Silang Pendapat Ratifikasi Statuta Roma
Berita

Silang Pendapat Ratifikasi Statuta Roma

Indonesia bisa menggunakan mekanisme Pengadilan HAM ad hoc. Sudah 119 negara yang meratifikasi.

HOT/HOLE
Bacaan 2 Menit

 

Lebih jauh lagi, Hikmahanto juga menjelaskan bahwa UU No 1 Tahun 1979 tentang Ekstradisi, tidak mengatur tentang permintaan ekstradisi yang dilakukan oleh lembaga bukan negara. Pasal 1 UU 1/1979 memang menyatakan bahwa ekstradisi adalah penyerahan oleh suatu negara kepada negara yang meminta penyerahan seseorang, dan tidak mencantumkan klasula mengenai permintaan dari organisasi internasional.

 

Hikmahanto berpendapat Statuta Roma tak perlu diratifikasi.

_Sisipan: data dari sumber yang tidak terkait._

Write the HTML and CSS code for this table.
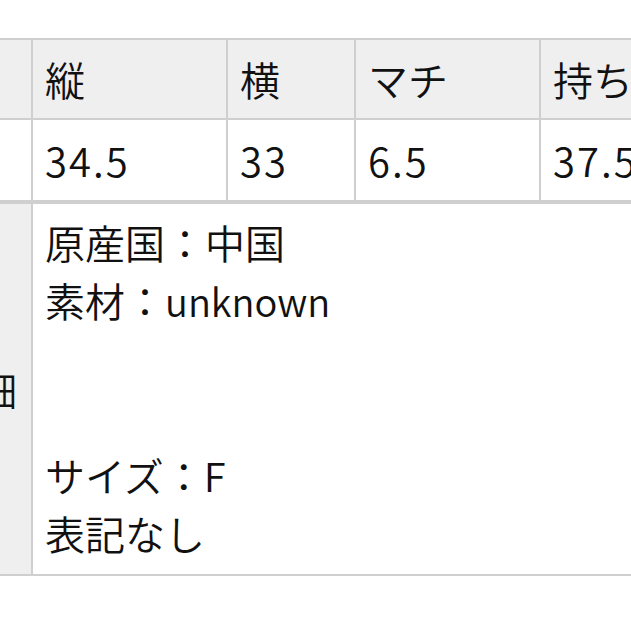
FILE: index.html
```html
<!DOCTYPE html>
<html lang="ja">
<head>
<meta charset="utf-8">
<link rel="stylesheet" href="styles.css">
</head>
<body>
<div class="page">
  <div class="sizes">
    <div class="cell head label"></div>
    <div class="cell head">縦</div>
    <div class="cell head">横</div>
    <div class="cell head">マチ</div>
    <div class="cell head">持ち手</div>
    <div class="cell label-white"></div>
    <div class="cell num">34.5</div>
    <div class="cell num">33</div>
    <div class="cell num">6.5</div>
    <div class="cell num">37.5</div>
  </div>
  <div class="detail">
    <div class="cell side"><span>詳細</span></div>
    <div class="cell body">
      <p>原産国：中国</p>
      <p>素材：<span class="latin">unknown</span></p>
      <p>&nbsp;</p>
      <p>&nbsp;</p>
      <p>サイズ：F</p>
      <p>表記なし</p>
    </div>
  </div>
</div>
</body>
</html>
```
FILE: styles.css
```css
html, body {
  margin: 0;
  padding: 0;
  background: #fff;
  overflow: hidden;
}
body {
  font-family: "Noto Sans CJK JP", "Noto Sans", sans-serif;
  font-weight: 350;
  color: #111;
  font-size: 40px;
}
.page {
  padding-top: 38px;
  width: 760px;
}
.sizes {
  display: grid;
  grid-template-columns: 31px 193px 126px 183px 1fr;
  grid-template-rows: 78px 80px;
  gap: 2px;
  background: #cfcfcf;
  padding: 2px 0;
}
.detail {
  display: grid;
  grid-template-columns: 31px 1fr;
  gap: 2px;
  background: #cfcfcf;
  padding: 2px 0;
}
.cell {
  background: #fff;
  display: flex;
  align-items: center;
  padding-left: 12px;
  white-space: nowrap;
  overflow: hidden;
  line-height: 1;
}
.cell.num {
  letter-spacing: 2px;
}
.latin {
  font-size: 38px;
}
.cell.head {
  background: #efefef;
}
.cell.label, .cell.label-white, .cell.side {
  padding-left: 0;
}
.cell.side {
  background: #efefef;
  justify-content: flex-end;
  padding-right: 14px;
}
.cell.body {
  display: block;
  padding: 9px 12px 13px;
  height: 348px;
}
.cell.body p {
  margin: 0;
  line-height: 58px;
}
```
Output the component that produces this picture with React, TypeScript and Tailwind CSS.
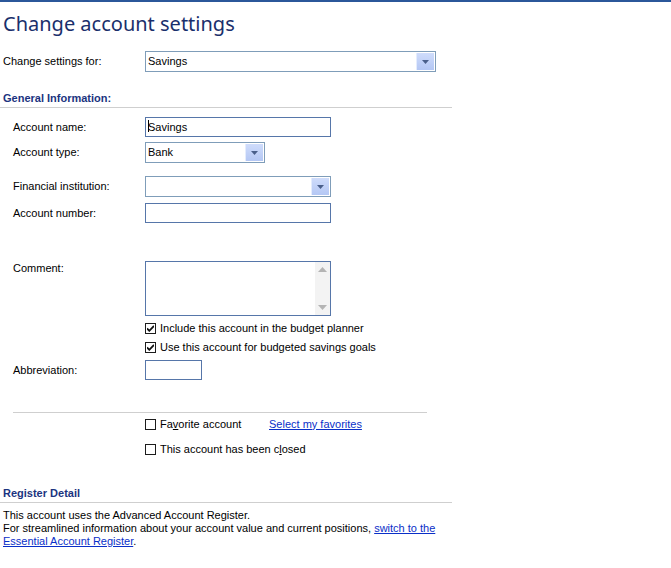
import React from 'react'

const Arrow = ({ color = '#4a5f8a' }: { color?: string }) => (
  <svg width="7" height="4" viewBox="0 0 7 4">
    <path d="M0 0h7L3.5 4z" fill={color} />
  </svg>
)

function Select({ value = '', width }: { value?: string; width: string }) {
  return (
    <div className={`flex h-[21px] ${width} border border-[#7f9db9] bg-white`}>
      <div className="flex-1 pl-[2px] flex items-center text-black">{value}</div>
      <div className="w-[18px] m-[1px] flex items-center justify-center bg-gradient-to-b from-[#cfdcfb] to-[#b4c7f4] border-l border-[#e4ecfd]">
        <Arrow />
      </div>
    </div>
  )
}

function Input({ width, height = 'h-[20px]', children }: { width: string; height?: string; children?: React.ReactNode }) {
  return (
    <div className={`${width} ${height} border border-[#5676a9] bg-white flex items-center pl-[2px] text-black`}>
      {children}
    </div>
  )
}

function Check({ checked }: { checked?: boolean }) {
  return (
    <div className="w-[11px] h-[11px] border border-[#1c1c1c] bg-white flex items-center justify-center shrink-0">
      {checked && (
        <svg width="7" height="7" viewBox="0 0 7 7">
          <path d="M0 3.5l2.3 2.3L7 1" stroke="#111" strokeWidth="1.8" fill="none" />
        </svg>
      )}
    </div>
  )
}

function Row({ label, indent = true, className = '', children }: { label?: string; indent?: boolean; className?: string; children?: React.ReactNode }) {
  return (
    <div className={`flex items-center ${indent ? 'pl-[13px]' : 'pl-[3px]'} ${className}`}>
      <div className={indent ? 'w-[132px]' : 'w-[142px]'}>{label}</div>
      {children}
    </div>
  )
}

export default function App() {
  return (
    <div className="w-[671px] h-[568px] bg-white border-t-2 border-[#2b579a] font-['Liberation_Sans',Arial,sans-serif] text-[11px] text-black leading-[13px] overflow-hidden">
      {/* Title */}
      <div className="h-[42px] flex items-center pl-[3px] font-['Noto_Sans',sans-serif] text-[20px] text-[#1a2f6c]">
        Change account settings
      </div>

      <Row label="Change settings for:" indent={false} className="mt-[7px]">
        <Select value="Savings" width="w-[291px]" />
      </Row>

      {/* General Information */}
      <div className="mt-[17px] h-[19px] w-[452px] border-b border-[#cfcfcf] pl-[3px] flex items-center font-bold text-[#1b3480]">
        General Information:
      </div>

      <Row label="Account name:" className="mt-[9px]">
        <Input width="w-[186px]">
          <span className="inline-block w-px h-[12px] bg-black -mr-px -mt-[3px]" />
          Savings
        </Input>
      </Row>
      <Row label="Account type:" className="mt-[5px]">
        <Select value="Bank" width="w-[120px]" />
      </Row>
      <Row label="Financial institution:" className="mt-[13px]">
        <Select width="w-[186px]" />
      </Row>
      <Row label="Account number:" className="mt-[6px]">
        <Input width="w-[186px]" />
      </Row>

      {/* Comment */}
      <div className="flex items-start pl-[13px] mt-[38px]">
        <div className="w-[132px] pt-[1px]">Comment:</div>
        <div className="w-[186px] h-[55px] border border-[#5676a9] bg-white flex justify-end">
          <div className="w-[15px] bg-[#f3f3f3] flex flex-col items-center justify-between py-[5px]">
            <svg width="9" height="5" viewBox="0 0 9 5"><path d="M4.5 0L9 5H0z" fill="#b4b4b4" /></svg>
            <svg width="9" height="5" viewBox="0 0 9 5"><path d="M0 0h9L4.5 5z" fill="#b4b4b4" /></svg>
          </div>
        </div>
      </div>

      <div className="flex items-center gap-[4px] pl-[145px] mt-[5px] h-[14px]">
        <Check checked />
        <span>Include this account in the budget planner</span>
      </div>
      <div className="flex items-center gap-[4px] pl-[145px] mt-[5px] h-[14px]">
        <Check checked />
        <span>Use this account for budgeted savings goals</span>
      </div>

      <Row label="Abbreviation:" className="mt-[6px]">
        <Input width="w-[57px]" height="h-[20px]" />
      </Row>

      <div className="ml-[13px] mt-[32px] w-[414px] h-px bg-[#cfcfcf]" />

      <div className="flex items-center pl-[145px] mt-[4px] h-[14px]">
        <Check />
        <span className="ml-[4px] w-[109px]">
          Fa<span className="underline">v</span>orite account
        </span>
        <a className="text-[#0a2fc8] underline">Select my favorites</a>
      </div>
      <div className="flex items-center gap-[4px] pl-[145px] mt-[11px] h-[14px]">
        <Check />
        <span>
          This account has been c<span className="underline">l</span>osed
        </span>
      </div>

      {/* Register Detail */}
      <div className="mt-[29px] h-[18px] w-[452px] border-b border-[#cfcfcf] pl-[3px] flex items-center font-bold text-[#1b3480]">
        Register Detail
      </div>
      <div className="pl-[3px] mt-[6px]">
        <div>This account uses the Advanced Account Register.</div>
        <div>
          For streamlined information about your account value and current positions,{' '}
          <a className="text-[#0a2fc8] underline">switch to the</a>
        </div>
        <div>
          <a className="text-[#0a2fc8] underline">Essential Account Register</a>.
        </div>
      </div>
    </div>
  )
}
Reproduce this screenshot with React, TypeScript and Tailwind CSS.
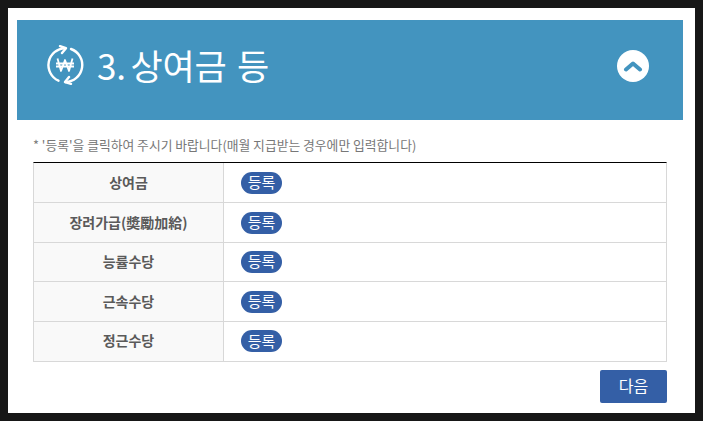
const rows = ["상여금", "장려가급(奬勵加給)", "능률수당", "근속수당", "정근수당"];
const font = { fontFamily: '"Noto Sans CJK KR", "Noto Sans", sans-serif' };

function WonIcon() {
  return (
    <svg width="40" height="40" viewBox="0 0 40 40" fill="none" stroke="white" strokeWidth="2.4" strokeLinecap="round" strokeLinejoin="round">
      <path d="M20 3.2 A17 17 0 0 0 13.5 35.7" />
      <path d="M26 4 A17 17 0 0 1 20.5 37" />
      <path d="M15 1.2 L21 3.2 L17 8" />
      <path d="M26 38.8 L20 37 L24 32" />
      <path d="M12.5 13.5 L16 26 L20 15 L24 26 L27.5 13.5 M11 18.5 H29 M11 21.5 H29" strokeWidth="1.8" strokeLinecap="butt" />
    </svg>
  );
}

export default function App() {
  return (
    <div className="h-[421px] w-[703px] overflow-hidden bg-[#171717] pl-2 pt-2" style={font}>
      <div className="flex h-[405px] w-[687px] flex-col bg-white pl-[9px] pr-3 pt-3">
        <header className="flex h-[100px] w-[666px] items-center bg-[#4394bf] pb-2 pl-[28px] pr-[34px]">
          <div className="mb-[3px]">
            <WonIcon />
          </div>
          <h1 className="mb-[4px] ml-[12px] flex-1 text-[35px] leading-none font-normal tracking-[-0.2px] [word-spacing:3px] text-white">
            <span className="[word-spacing:-3px]">3. </span>상여금 등
          </h1>
          <div className="flex h-8 w-8 items-center justify-center rounded-full bg-white">
            <svg width="20" height="12" viewBox="0 0 20 12" fill="none" stroke="#4394bf" strokeWidth="4" strokeLinecap="round" strokeLinejoin="round">
              <path d="M3 9.5 L10 3.5 L17 9.5" />
            </svg>
          </div>
        </header>
        <div className="flex flex-col pl-4">
          <p className="mt-[15px] h-[27px] text-[12.8px] leading-5 text-[#777]">* '등록'을 클릭하여 주시기 바랍니다(매월 지급받는 경우에만 입력합니다)</p>
          <div className="w-[634px] border-x border-b border-t border-x-[#d8d8d8] border-b-[#d8d8d8] border-t-black">
            {rows.map((r, i) => (
              <div key={r} className={`flex items-center ${i === 4 ? "h-[40px]" : "h-[39.45px]"} ${i ? "border-t border-[#d8d8d8]" : ""}`}>
                <div className="flex h-full w-[190px] items-center justify-center border-r border-[#d8d8d8] bg-[#f9f9f9] pb-[2px] text-sm font-bold text-[#5a5a5a]">{r}</div>
                <div className="pl-[17px]">
                  <span className="flex h-[22px] w-[41px] items-center justify-center rounded-full bg-[#345fa6] pb-[1px] text-[15px] text-white">등록</span>
                </div>
              </div>
            ))}
          </div>
          <div className="mt-2 flex w-[634px] justify-end">
            <button className="h-[33px] w-[67px] rounded-[2px] bg-[#345fa6] pb-[2px] text-base text-white">다음</button>
          </div>
        </div>
      </div>
    </div>
  );
}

Sebagai solusinya, amandemen terhadap ketentuan-ketentuan dalam UU No 26 Tahun 2000 menjadi langkah yang lebih baik. “Jangan sampai meratifikasi Statuta Roma hanya untuk membangun citra. Seharusnya, tanpa didorong oleh perjanjian internasonal, kita harus bisa menyelesaikan masalah dalam negeri,” tegas Hikmahanto.

 

Pendapat Hikmahanto diamini oleh Aziz Syamsuddin. Wakil Ketua Komisi III DPR ini menegaskan Indonesia telah memiliki UU No 26 Tahun 2000. Meski mengandung kelemahan, wet itu masih bisa disempurnakan. “Kalau sudah ada UU No 26 Tahun 2000, apakah masih perlu meratifikasi? Apalagi kita harus melihat kultur bangsa Indonesia yang sedikit-sedikit ingin menarik sebuah masalah ke tingkat internasional,” ujar Aziz. Ia juga menegaskan bahwa kedaulatan negara lebih penting daripada pergaulan internasional.

 

Meski demikian, dukungan terhadap ratifikasi Statuta Roma tetap ada. Ifdhal Kasim, Ketua Komnas HAM yang juga hadir dalam launching karya terbaru Muladi, menegaskan bahwa ratifikasi Statuta Roma tidak perlu dikhawatirkan. “Mahkamah Pidana Internasional [ICC], sebagaimana diatur dalam Statuta Roma itu bersifat komplementer. Kejahatan domestik bisa dibawa ke ICC jika sebuah negara unable dan unwilling dalam mengadili kejahatan hak asasi manusia,” ujar Ifdhal.

 

Ifdhal juga menegaskan bahwa ratifikasi Statuta Roma akan melindungi warga negara Indonesia di luar negeri, seperti buruh migran dan tentara penjaga perdamaian.

 

Agus Widjojo, mantan Kepala Staf Teritorial TNI, menilai bahwa penyelesaian kejahatan di lembaga seperti ICC rentan dengan intervensi politik. Karena itu, Agus menegaskan, perlu ada pergeseran paradigma dalam menyikapi ratifikasi Statuta Roma. “Indonesia masih perlu waktu untuk bisa merealisasikan ratifikasi Statuta Roma,” pungkasnya.

 

Sebagai informasi, Statuta Roma yang disahkan pada 17 Juli 1998, telah mulai berlaku pada 1 Juli 2002. Hingga Oktober 2011, Statuta Roma telah ditandatangani oleh 139 negara. Sebanyak 119 negara telah meratifikasi perjanjian internasional ini.